Most bug tracking systems accumulate feature requests along with defect reports. The next time I set up a tracking system, I’m going to add a “wouldn’t it be nice if” (WIBNI) category to distinquish between the nifty ideas that developers dream up and the features that customers actually ask for.

There are good reasons for implementing both types of features, but unless you keep the distinction visibile (and the decisions about how much of each to do deliberate), you might find yourself accidentally putting out a release with nothing but internally generated features. There might be some customer value in that, but navel gazing can be a risky strategy.

A Day of data munging

Today I tackled a data munging problem that had been festering on my To Do list for several weeks. The problem was blocking other, more pleasant work, and was contributing to my having a foul mood.

The problem involved reworking 121 HTML documents to hoist content out of a table and then discard the table structure along with some other content. Editing the documents by hand would have been both exhausting and error prone (25 documents? Maybe. 121? No thanks). There were enough slight variations in the documents to make writing editor macros tricky. It could have been done in multiple passes, but that’s error prone with that many documents.

This was essentially a tree rewriting problem, so XSLT would seem to be a good tool to reach for. Unfortuntely, the documents were non-well-formed pre-XHTML. (Many of the files has passed through Adobe GoLive, which produces some… uh, interesting HTML.) Was it worth taking the time to convert to XHTML? Tempting, but not in this case.

I ended up using Perl and HTML::TokeParser to tokenize the documents. A simple “keep tokens until we see a <table> tag, discard it, and keep discarding until we see… and then keep tokens until…” state machine was quick to code up and test, and ran so fast that at first I thought there had to be a bug. Converting the tokens back to HTML let me clean up some of the damage that GoLive had done.

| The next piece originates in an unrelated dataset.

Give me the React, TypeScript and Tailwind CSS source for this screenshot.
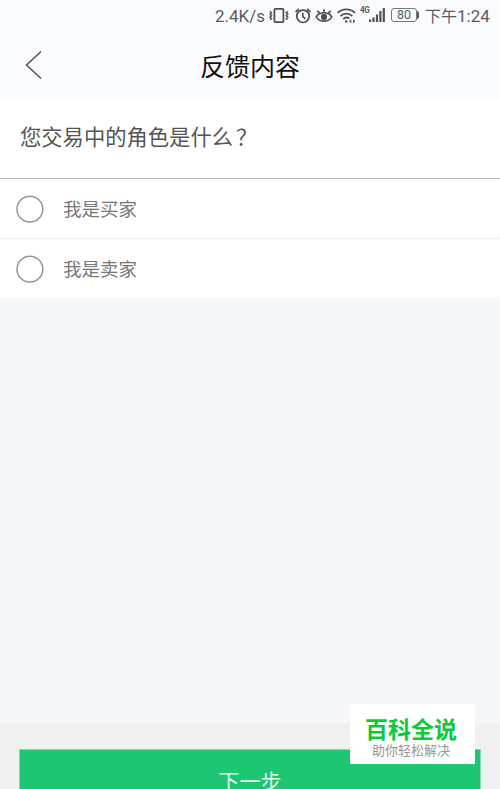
import React from 'react';

function VibrateIcon() {
  return (
    <svg className="h-4 w-5 shrink-0" viewBox="0 0 20 16" fill="none" stroke="#505054" strokeWidth="1.8">
      <rect x="5.4" y="0.9" width="9" height="13.2" rx="0.8" />
      <path d="M1 3.200l1.500 1.500-1.500 1.500 1.500 1.500-1.500 1.500 1.500 1.500-1 1M18.800 3.200l-1.500 1.500 1.500 1.500-1.500 1.500 1.500 1.500-1.500 1.500 1 1" strokeWidth="1.500" />
    </svg>
  );
}

function AlarmIcon() {
  return (
    <svg className="h-4 w-4 shrink-0" viewBox="0 0 16 16" fill="none" stroke="#505054" strokeWidth="1.7">
      <circle cx="8" cy="8.3" r="6.200" />
      <path d="M7.800 4.800v3.700l2.600 2.400M0.600 4l3.300-3M15.400 4l-3.300-3" />
    </svg>
  );
}

function EyeIcon() {
  return (
    <svg className="h-4 w-[18px] shrink-0" viewBox="0 0 18 16" fill="none" stroke="#505054" strokeWidth="1.7">
      <path d="M1.300 8.800C4.500 3.400 13.500 3.400 16.700 8.800C13.500 14.600 4.500 14.600 1.300 8.800Z" />
      <circle cx="9" cy="8.900" r="3.100" fill="#505054" stroke="none" />
      <path d="M9 4.500V1.200M4.600 5.200L2.300 2.800M13.400 5.200L15.700 2.800" />
    </svg>
  );
}

function WifiIcon() {
  return (
    <svg className="h-4 w-5 shrink-0" viewBox="0 0 20 16" fill="none" stroke="#505054" strokeWidth="1.8">
      <path d="M0.700 4.900C5.300.3 13.300.3 17.900 4.900M3.400 8.200C6.900 4.700 11.900 4.700 15.300 8.200M6.200 11.100C8 9.300 10.600 9.300 12.400 10.600" />
      <circle cx="9.200" cy="13.500" r="1.300" fill="#505054" stroke="none" />
      <path d="M12 13.300l2.300-2v4zM18.300 13.300l-2.300-2v4z" fill="#505054" stroke="none" />
    </svg>
  );
}

function SignalIcon() {
  return (
    <svg className="h-4 w-4 shrink-0" viewBox="0 0 16 16" fill="#505054">
      <path d="M0 11.500h2.200v2.500H0zM3.400 9.500h2.200v4.500H3.400zM6.900 6.500h2.200v7.500H6.900zM10.300 3h2.200v11h-2.200zM13.700 0h2.200v14h-2.200z" />
    </svg>
  );
}

function StatusBar() {
  return (
    <div className="flex h-8 items-center pl-[215px] text-[#5a5a5e]">
      <span className="w-[54px] shrink-0 font-[Roboto] text-[17px] leading-8">2.4K/s</span>
      <span className="flex"><VibrateIcon /></span>
      <span className="ml-[6px] flex"><AlarmIcon /></span>
      <span className="ml-1 flex"><EyeIcon /></span>
      <span className="ml-1 flex"><WifiIcon /></span>
      <span className="ml-[3px] flex w-[9px] shrink-0 self-start pt-[5px]">
        <span className="origin-left scale-x-[0.85] font-[Roboto] text-[9.500px] font-bold leading-[10px] tracking-[-0.5px]">4G</span>
      </span>
      <SignalIcon />
      <span className="ml-[6px] flex h-[14px] w-[26px] shrink-0 -translate-y-px items-center justify-center rounded-[3px] border border-[#77777b] font-[Roboto] text-[12.500px] leading-none">80</span>
      <span className="h-2 w-[2px] shrink-0 -translate-y-px rounded-r-sm bg-[#5a5a5e]" />
      <span className="ml-[6px] whitespace-nowrap font-[Roboto,'Noto_Sans_CJK_SC',sans-serif] text-[17px] leading-8">
        <span className="text-[16px]">下午</span>1:24
      </span>
    </div>
  );
}

function Option({ label, last = false }: { label: string; last?: boolean }) {
  return (
    <label className={`flex items-center bg-white pl-4 ${last ? 'h-[59px]' : 'h-[60px] border-b border-[#eeeff0]'}`}>
      <svg className="h-7 w-7 shrink-0" viewBox="0 0 28 28" fill="none" stroke="#959595" strokeWidth="1.500">
        <circle cx="13.900" cy="14.200" r="12.900" />
      </svg>
      <span className="ml-[19px] pb-px text-[18.500px] leading-[27px] text-[#777]">{label}</span>
    </label>
  );
}

export default function App() {
  return (
    <div className="relative flex h-[789px] w-[500px] flex-col overflow-hidden bg-[#f5f7fa] font-['Noto_Sans_CJK_SC',sans-serif] font-normal">
      <header className="h-[99px] shrink-0 bg-[#fafbfe]">
        <StatusBar />
        <div className="grid h-[66px] grid-cols-[1fr_auto_1fr] items-center">
          <svg className="ml-[25px] h-[30px] w-[18px]" viewBox="0 0 18 30" fill="none" stroke="#505050" strokeWidth="1.500">
            <path d="M16 1.500L1.500 15L16 28.500" />
          </svg>
          <h1 className="text-[25px] leading-[36px] text-[#111]">反馈内容</h1>
        </div>
      </header>

      <div className="h-[80px] shrink-0 border-b border-[#bfbfbf] bg-white pl-5 pt-[21px]">
        <h2 className="text-[21.300px] leading-8 text-[#555]">您交易中的角色是什么<span className="ml-[3px]">？</span></h2>
      </div>
      <Option label="我是买家" />
      <Option label="我是卖家" last />

      <footer className="mt-auto flex h-[66px] shrink-0 justify-center bg-[#f0f0f0] pt-[26px]">
        <button className="flex h-[60px] w-[462px] shrink-0 items-center justify-center border border-[#7fdcae] bg-[#1dc672] pt-[3px] text-[21px] leading-none text-[#e5faef]">下一步</button>
      </footer>

      <div className="absolute left-[350px] top-[704px] flex h-[60px] w-[125px] flex-col items-center bg-white pr-[3px] pt-[10px]">
        <strong className="text-[23px] font-bold leading-[28px] text-[#08cb37]">百科全说</strong>
        <span className="text-[13px] leading-[16px] text-[#969696]">助你轻松解决</span>
      </div>
    </div>
  );
}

Perl has long been my tool of choice for problem like this, though lately I’ve been spending most of my evening programming time with Ruby. It’ll be interesting to see if or when Ruby supplants Perl for problems like this one. My knowledge of Ruby’s libraries outside of those needed for Rails work is still meager, and my bag of Perl tricks is pretty big. I’m guessing it’ll be another year.

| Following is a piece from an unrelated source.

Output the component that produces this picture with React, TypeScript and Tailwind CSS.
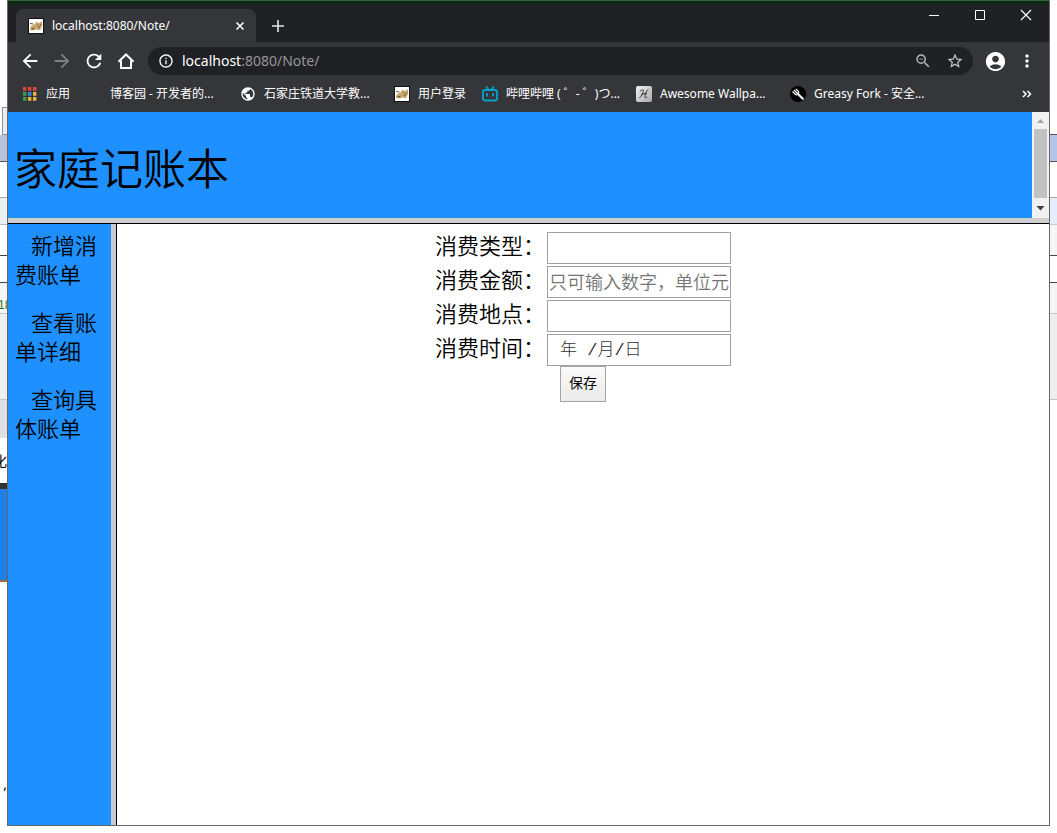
import type { ReactNode } from "react";
import {
  MdAccountCircle,
  MdArrowBack,
  MdArrowForward,
  MdInfoOutline,
  MdMoreVert,
  MdPublic,
  MdRefresh,
  MdStarBorder,
  MdZoomOut,
} from "react-icons/md";

function CatIcon() {
  return (
    <svg viewBox="0 0 16 16" className="size-4 shrink-0" aria-hidden="true">
      <rect x="0.5" y="0.5" width="15" height="15" fill="#fff" stroke="#111" />
      <path d="M2 12c0-3 1.500-5 4.500-5.500L8.500 3.500l1.300 1.300h2L14 3v5.500l-1.500 2 .5 1.500h-3l-1.500-.8L6 12.500z" fill="#c8a868" />
      <path d="M2 5.500l3.500.5M3.500 11l3-.8M9.500 6.800h1M12 6.800h1M10 9h2" stroke="#51442b" strokeWidth="0.9" fill="none" />
    </svg>
  );
}

function AppsIcon() {
  const colors = ["#e0453a", "#e0453a", "#e0453a", "#3f9c55", "#3b82e0", "#e9b43a", "#3f9c55", "#e9b43a", "#e9b43a"];
  return (
    <svg viewBox="0 0 16 16" className="size-4 shrink-0" aria-hidden="true">
      {colors.map((c, i) => (
        <rect key={i} x={1 + (i % 3) * 5} y={1 + Math.floor(i / 3) * 5} width="3.400" height="3.800" fill={c} />
      ))}
    </svg>
  );
}

function TvIcon() {
  return (
    <svg viewBox="0 0 16 16" className="size-4 shrink-0" fill="none" stroke="#06a0c8" strokeWidth="1.900" strokeLinecap="round" aria-hidden="true">
      <rect x="1" y="4" width="14" height="10.500" rx="2" />
      <path d="M4.500 1.200L6.500 3.500M11.500 1.200L9.500 3.500M5 8v1.800M11 8v1.800" />
    </svg>
  );
}

function ScriptIcon() {
  return (
    <svg viewBox="0 0 16 16" className="size-4 shrink-0" aria-hidden="true">
      <defs>
        <linearGradient id="tile" x1="0" y1="0" x2="1" y2="1">
          <stop offset="0" stopColor="#f2f2f2" />
          <stop offset="1" stopColor="#a9a9a9" />
        </linearGradient>
      </defs>
      <rect width="16" height="16" rx="2" fill="url(#tile)" />
      <path d="M4 5.500C4.500 3.800 7.500 3.500 7.500 4.500S6 10 3.500 12M12.500 3.500c-2 .5-3 4-3.600 7-.2 1.500 1 1.500 2.300.5M5 8.500c2-.8 4-.8 6-1" fill="none" stroke="#333" strokeWidth="1" />
    </svg>
  );
}

function ForkIcon() {
  return (
    <svg viewBox="0 0 16 16" className="size-4 shrink-0" aria-hidden="true">
      <circle cx="8" cy="8" r="8" fill="#000" />
      <path d="M7.500 7.500l5.300 5.300" stroke="#fff" strokeWidth="2" strokeLinecap="round" />
      <path d="M2.500 5.500l3 3M4 4l3.500 3.500M5.800 2.800l3 3M5.500 8.500c1.500 1 3.500-.8 3.300-2.700" fill="none" stroke="#fff" strokeWidth="1.200" />
    </svg>
  );
}

function HomeIcon() {
  return (
    <svg viewBox="0 0 18 18" className="size-[18px]" fill="none" stroke="currentColor" strokeWidth="2" aria-hidden="true">
      <path d="M1.500 9.800L9 2.500l7.500 7.300M4 8.500V16h10V8.500" />
    </svg>
  );
}

function ToolButton({ label, dim, children }: { label: string; dim?: boolean; children: ReactNode }) {
  return (
    <button
      type="button"
      aria-label={label}
      className={`flex h-8 w-8 shrink-0 items-center justify-center ${dim ? "text-[#7f8083]" : "text-white"}`}
    >
      {children}
    </button>
  );
}

const bookmarks = [
  { label: "应用", width: "w-16", icon: <AppsIcon /> },
  { label: "博客园 - 开发者的...", width: "w-[154px]", icon: <span className="size-4 shrink-0" /> },
  { label: "石家庄铁道大学教...", width: "w-[154px]", icon: <MdPublic className="size-4 shrink-0" /> },
  { label: "用户登录", width: "w-[88px]", icon: <CatIcon /> },
  { label: "哔哩哔哩 ( ゜- ゜)つ...", width: "w-[154px]", icon: <TvIcon /> },
  { label: "Awesome Wallpa...", width: "w-[154px]", icon: <ScriptIcon /> },
  { label: "Greasy Fork - 安全...", width: "w-[154px]", icon: <ForkIcon /> },
];

function Browser() {
  return (
    <header className="shrink-0 border-t border-[#33663a] bg-[#35363a] text-white">
      <div className="flex h-[41px] border-t-4 border-[#12291a] bg-[#202124] pl-2">
        <div className="mt-1 flex w-60 items-center rounded-t-lg bg-[#35363a] px-3 pt-px text-xs">
          <CatIcon />
          <span className="ml-2 flex-1">localhost:8080/Note/</span>
          <button type="button" aria-label="关闭标签页" className="-mr-1 flex size-4 items-center justify-center">
            <svg viewBox="0 0 16 16" className="size-4" stroke="#fff" strokeWidth="1.600"><path d="M4.500 4.500l7 7M11.500 4.500l-7 7" /></svg>
          </button>
        </div>
        <button type="button" aria-label="新标签页" className="ml-3 mt-1 flex w-5 items-center justify-center">
          <svg viewBox="0 0 16 16" className="size-4" stroke="#e4e4e4" strokeWidth="1.600"><path d="M8 2v12M2 8h12" /></svg>
        </button>
        <div className="ml-auto flex h-5">
          <button type="button" aria-label="最小化" className="flex w-[46px] items-center justify-center">
            <svg viewBox="0 0 12 12" className="size-3" stroke="#fff"><path d="M1 6.500h10" /></svg>
          </button>
          <button type="button" aria-label="最大化" className="flex w-[46px] items-center justify-center">
            <svg viewBox="0 0 12 12" className="size-3" fill="none" stroke="#fff"><path d="M1.500 1.500h9v9h-9z" /></svg>
          </button>
          <button type="button" aria-label="关闭" className="flex w-[46px] items-center justify-center">
            <svg viewBox="0 0 12 12" className="size-3" stroke="#fff" strokeWidth="1.200"><path d="M1 1l10 10M11 1L1 11" /></svg>
          </button>
        </div>
      </div>
      <div className="flex h-[38px] items-center px-1.5">
        <ToolButton label="后退"><MdArrowBack className="size-[22px]" /></ToolButton>
        <ToolButton label="前进" dim><MdArrowForward className="size-[22px]" /></ToolButton>
        <ToolButton label="刷新"><MdRefresh className="size-[22px]" /></ToolButton>
        <ToolButton label="主页"><HomeIcon /></ToolButton>
        <div className="mx-1.5 flex h-7 min-w-0 flex-1 items-center rounded-full bg-[#202124] pl-2.5 pr-0.5">
          <MdInfoOutline className="size-4 shrink-0" />
          <div className="ml-2 flex-1 text-sm">
            localhost<span className="text-[#96979a]">:8080/Note/</span>
          </div>
          <button type="button" aria-label="缩放" className="flex h-7 w-8 items-center justify-center text-[#b5b6b8]"><MdZoomOut className="size-[18px]" /></button>
          <button type="button" aria-label="收藏" className="flex h-7 w-8 items-center justify-center text-[#c8c9cb]"><MdStarBorder className="size-[18px]" /></button>
        </div>
        <ToolButton label="用户"><MdAccountCircle className="size-[23px]" /></ToolButton>
        <ToolButton label="菜单"><MdMoreVert className="size-5" /></ToolButton>
      </div>
      <nav aria-label="书签" className="flex h-8 items-center overflow-hidden pb-1 pl-3.5 pr-4 text-xs">
        {bookmarks.map((b) => (
          <a key={b.label} href="#" className={`flex shrink-0 items-center gap-2 whitespace-pre ${b.width}`}>
            {b.icon}
            {b.label}
          </a>
        ))}
        <button type="button" aria-label="更多书签" className="ml-auto">
          <svg viewBox="0 0 12 12" className="size-3" fill="none" stroke="#fff" strokeWidth="1.500"><path d="M2 3l3 3-3 3M6.500 3l3 3-3 3" /></svg>
        </button>
      </nav>
    </header>
  );
}

const links = ["新增消费账单", "查看账单详细", "查询具体账单"];

const fields = [
  { id: "type", label: "消费类型：", placeholder: "", style: "text-lg px-px" },
  { id: "amount", label: "消费金额：", placeholder: "只可输入数字，单位元", style: "text-lg px-px" },
  { id: "place", label: "消费地点：", placeholder: "", style: "text-lg px-px" },
  {
    id: "date",
    label: "消费时间：",
    placeholder: "年 /月/日",
    style: "pl-3 text-[17px] font-light placeholder:text-[#333] font-['Liberation_Mono','Noto_Sans_CJK_SC',monospace]",
  },
];

function Ledger() {
  return (
    <div className="flex flex-1 flex-col font-[350] text-black">
      <div className="flex h-[111px] shrink-0 border-b-[5px] border-[#d0cfd0]">
        <div className="flex flex-1 items-center bg-[#1e90ff] px-1.5 pt-2">
          <h1 className="text-[43px] leading-[58px]">家庭记账本</h1>
        </div>
        <div className="flex w-[17px] flex-col items-center justify-between bg-[#f1f1f1]" aria-hidden="true">
          <svg viewBox="0 0 17 17" className="size-[17px]"><path d="M5 11h7L8.500 7z" fill="#a3a3a3" /></svg>
          <div className="w-[13px] flex-1 bg-[#c1c1c1]" />
          <svg viewBox="0 0 17 20" className="h-5 w-[17px]"><path d="M4.500 8h8l-4 4.500z" fill="#404040" /></svg>
        </div>
      </div>
      <div className="flex flex-1 border-t border-black">
        <nav aria-label="账单" className="flex w-[108px] shrink-0 flex-col gap-[19px] border-r-[5px] border-[#c8cbd0] bg-[#1e90ff] px-[7px] pt-[7px]">
          {links.map((text) => (
            <a key={text} href="#" className="block indent-4 text-[22px] leading-[29px]">{text}</a>
          ))}
        </nav>
        <main className="flex-1 border-l border-black bg-white pt-2">
          <form className="flex flex-col items-center" onSubmit={(e) => e.preventDefault()}>
            <div className="flex flex-col gap-0.5">
              {fields.map((f) => (
                <div key={f.id} className="flex items-center">
                  <label htmlFor={f.id} className="w-28 pb-1.5 text-[22px] leading-[26px]">{f.label}</label>
                  <input
                    id={f.id}
                    type="text"
                    placeholder={f.placeholder}
                    className={`h-8 w-[184px] border border-[#a0a0a0] bg-white ${f.id === "date" ? "" : "placeholder:text-[#757575]"} ${f.style}`}
                  />
                </div>
              ))}
            </div>
            <button type="submit" className="h-9 border border-[#a5a5a5] bg-linear-to-b from-[#fafafa] to-[#ebebeb] px-2 pb-0.5 text-sm font-normal">保存</button>
          </form>
        </main>
      </div>
    </div>
  );
}

function LeftEdge() {
  return (
    <div className="w-[7px] shrink-0 overflow-hidden whitespace-nowrap" aria-hidden="true">
      <div className="h-[107px]" />
      <div className="ml-0.5 h-7 border-b border-l border-t border-[#8c9296] bg-[#e7edf1]" />
      <div className="h-[27px] border-b border-[#555] bg-[#b5c3df]" />
      <div className="h-9 border-b border-[#aaa]" />
      <div className="h-[27px] border-b border-[#bbb] bg-[#eaf1f3]" />
      <div className="h-[31px] border-b border-[#444]" />
      <div className="h-[27px] border-b border-[#444]" />
      <div className="-ml-0.5 flex h-[31px] items-end border-b border-[#c5c5c5] bg-[#f5f5f5] font-['Liberation_Sans',sans-serif] text-xs text-[#2a7a2a]">18</div>
      <div className="h-[86px] border-b border-[#c5c5c5] bg-[#f0f0f0]" />
      <div className="h-[38px] bg-[#e0dfe6]" />
      <div className="flex h-[45px] items-center justify-end text-sm">化</div>
      <div className="h-1.5 bg-[#333]" />
      <div className="h-[93px] border-b-2 border-[#a86a3c] bg-[#1e80e8]" />
      <div className="flex h-[212px] items-end justify-end text-sm">,</div>
    </div>
  );
}

function RightEdge() {
  return (
    <div className="w-[7px] shrink-0" aria-hidden="true">
      <div className="h-[135px] border-b border-[#555]" />
      <div className="h-[27px] border-b border-[#555] bg-[#b3c4e4]" />
      <div className="h-9 border-b border-[#aaa]" />
      <div className="h-[27px] border-b border-[#ccc] bg-[#e3eefb]" />
      <div className="h-[31px] border-b border-[#444] bg-[#f5f5f5]" />
      <div className="h-[27px] border-b border-[#444]" />
      <div className="h-[31px] border-b border-[#c5c5c5] bg-[#f5f5f5]" />
      <div className="h-[86px] border-b border-[#c5c5c5] bg-[#eee]" />
    </div>
  );
}

export default function App() {
  return (
    <div className="flex min-h-screen bg-white font-['Noto_Sans','Noto_Sans_CJK_SC',sans-serif]">
      <LeftEdge />
      <div className="mb-[7px] flex min-w-0 flex-1 flex-col border-x border-b border-[#666]">
        <Browser />
        <Ledger />
      </div>
      <RightEdge />
    </div>
  );
}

Rails and CVS aren’t the best of dance partners

Rails creates empty directories, CVS throws them away. Unhappiness ensues.

CVS likes to cull empty directories. Try it. Create a new Rails project, import it into CVS, and check it out again. Empty directories have gone away.

Unfortunately, rake stats gets really unhappy when directories like app/apis have gone missing.

Another nudge towards Subversion.